--- begin ---

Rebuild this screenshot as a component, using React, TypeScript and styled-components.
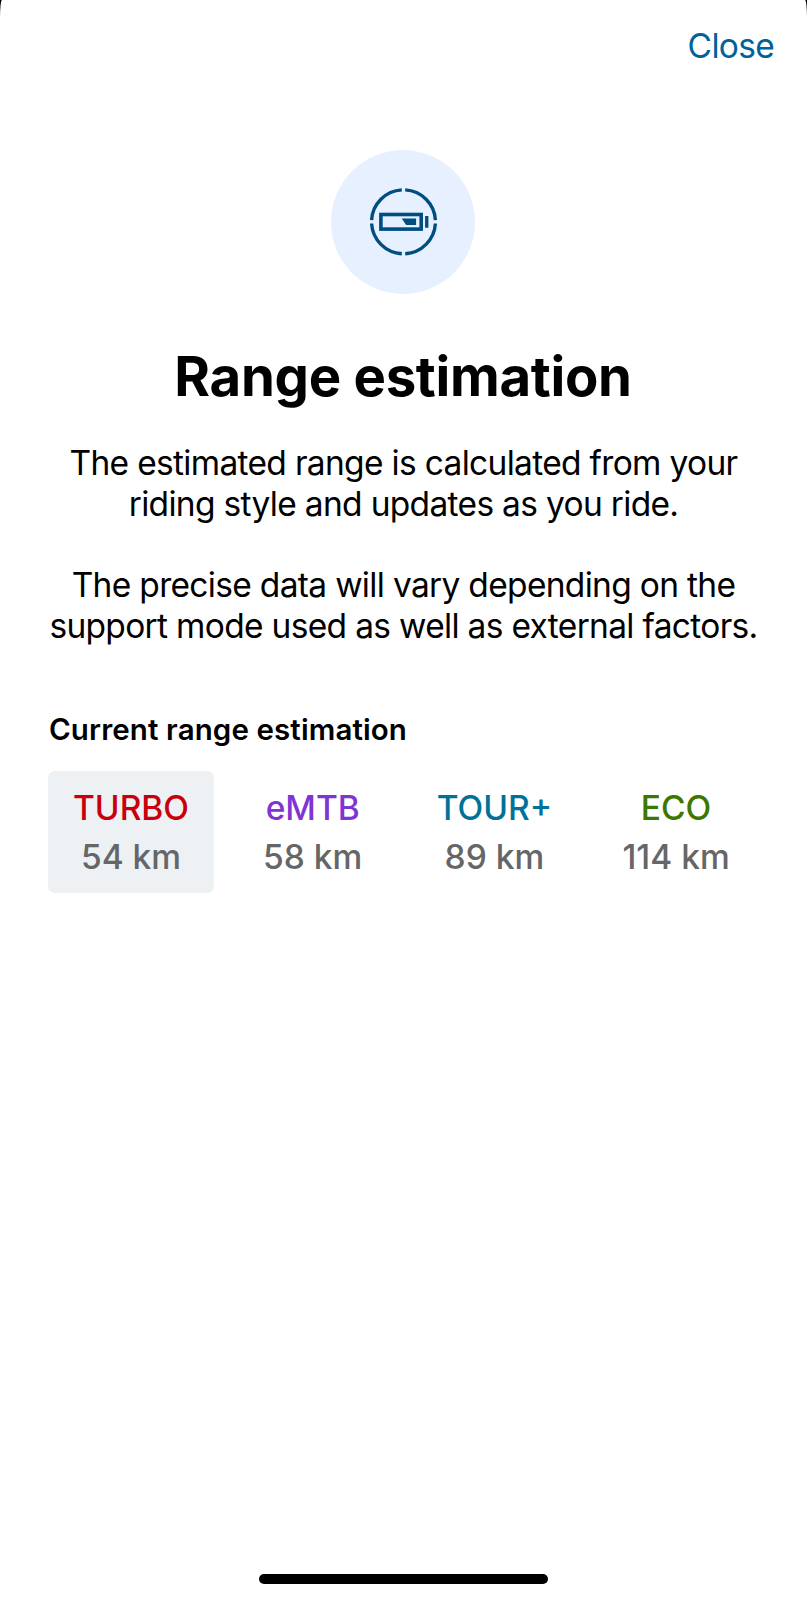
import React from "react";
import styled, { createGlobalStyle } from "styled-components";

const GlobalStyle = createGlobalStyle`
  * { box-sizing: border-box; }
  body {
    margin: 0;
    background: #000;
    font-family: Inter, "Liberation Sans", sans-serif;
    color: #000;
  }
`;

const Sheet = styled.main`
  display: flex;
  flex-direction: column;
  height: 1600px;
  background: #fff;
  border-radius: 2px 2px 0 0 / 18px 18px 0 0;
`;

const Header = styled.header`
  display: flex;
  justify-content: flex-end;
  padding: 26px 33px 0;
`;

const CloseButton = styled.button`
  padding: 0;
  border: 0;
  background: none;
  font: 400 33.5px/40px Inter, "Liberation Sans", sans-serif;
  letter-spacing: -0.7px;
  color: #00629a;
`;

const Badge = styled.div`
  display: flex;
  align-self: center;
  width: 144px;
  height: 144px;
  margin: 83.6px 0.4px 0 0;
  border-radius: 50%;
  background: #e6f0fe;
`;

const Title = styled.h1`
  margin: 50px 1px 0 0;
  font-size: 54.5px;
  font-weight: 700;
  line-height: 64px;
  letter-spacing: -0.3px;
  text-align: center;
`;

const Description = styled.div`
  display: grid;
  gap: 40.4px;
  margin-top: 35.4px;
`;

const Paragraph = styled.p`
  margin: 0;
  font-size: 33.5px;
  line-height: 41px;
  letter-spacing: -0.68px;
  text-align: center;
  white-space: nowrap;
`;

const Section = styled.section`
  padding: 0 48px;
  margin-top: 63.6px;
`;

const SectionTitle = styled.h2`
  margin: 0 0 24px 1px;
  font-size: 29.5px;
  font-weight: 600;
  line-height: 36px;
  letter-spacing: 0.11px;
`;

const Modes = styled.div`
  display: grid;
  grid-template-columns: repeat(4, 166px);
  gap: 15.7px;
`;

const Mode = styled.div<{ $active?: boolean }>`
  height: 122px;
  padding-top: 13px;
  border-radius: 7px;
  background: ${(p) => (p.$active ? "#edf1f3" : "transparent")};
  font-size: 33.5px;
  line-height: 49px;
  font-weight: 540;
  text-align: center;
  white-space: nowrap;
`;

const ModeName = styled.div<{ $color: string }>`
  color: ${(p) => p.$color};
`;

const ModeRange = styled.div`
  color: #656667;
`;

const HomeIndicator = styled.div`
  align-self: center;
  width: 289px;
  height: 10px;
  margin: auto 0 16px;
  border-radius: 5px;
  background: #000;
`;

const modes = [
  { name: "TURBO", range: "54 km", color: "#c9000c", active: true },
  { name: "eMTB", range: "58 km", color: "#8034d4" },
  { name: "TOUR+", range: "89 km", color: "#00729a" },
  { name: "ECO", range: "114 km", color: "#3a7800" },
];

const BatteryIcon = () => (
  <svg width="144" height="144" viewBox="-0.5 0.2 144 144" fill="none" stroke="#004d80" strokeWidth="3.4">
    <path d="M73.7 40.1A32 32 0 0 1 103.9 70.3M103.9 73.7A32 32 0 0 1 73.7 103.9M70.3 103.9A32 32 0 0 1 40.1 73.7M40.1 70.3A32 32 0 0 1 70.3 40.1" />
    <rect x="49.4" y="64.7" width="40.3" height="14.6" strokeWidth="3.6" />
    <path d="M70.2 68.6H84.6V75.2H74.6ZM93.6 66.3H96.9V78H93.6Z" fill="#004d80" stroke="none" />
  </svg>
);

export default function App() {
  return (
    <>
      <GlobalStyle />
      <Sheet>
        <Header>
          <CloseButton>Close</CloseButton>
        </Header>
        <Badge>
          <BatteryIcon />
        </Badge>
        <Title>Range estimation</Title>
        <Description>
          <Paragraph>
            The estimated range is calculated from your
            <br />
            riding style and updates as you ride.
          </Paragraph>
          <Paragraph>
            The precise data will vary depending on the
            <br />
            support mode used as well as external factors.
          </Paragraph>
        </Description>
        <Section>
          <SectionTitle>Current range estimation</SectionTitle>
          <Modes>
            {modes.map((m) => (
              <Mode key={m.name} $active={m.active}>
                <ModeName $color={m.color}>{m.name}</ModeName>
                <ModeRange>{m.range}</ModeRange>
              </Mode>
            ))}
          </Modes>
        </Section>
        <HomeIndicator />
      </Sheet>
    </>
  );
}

--- end ---

EXERCISE OBJECTIVE
Collect the lines of the data that carry the word "components".

WRITTEN REPLY
Rebuild this screenshot as a component, using React, TypeScript and styled-components.
import styled, { createGlobalStyle } from "styled-components";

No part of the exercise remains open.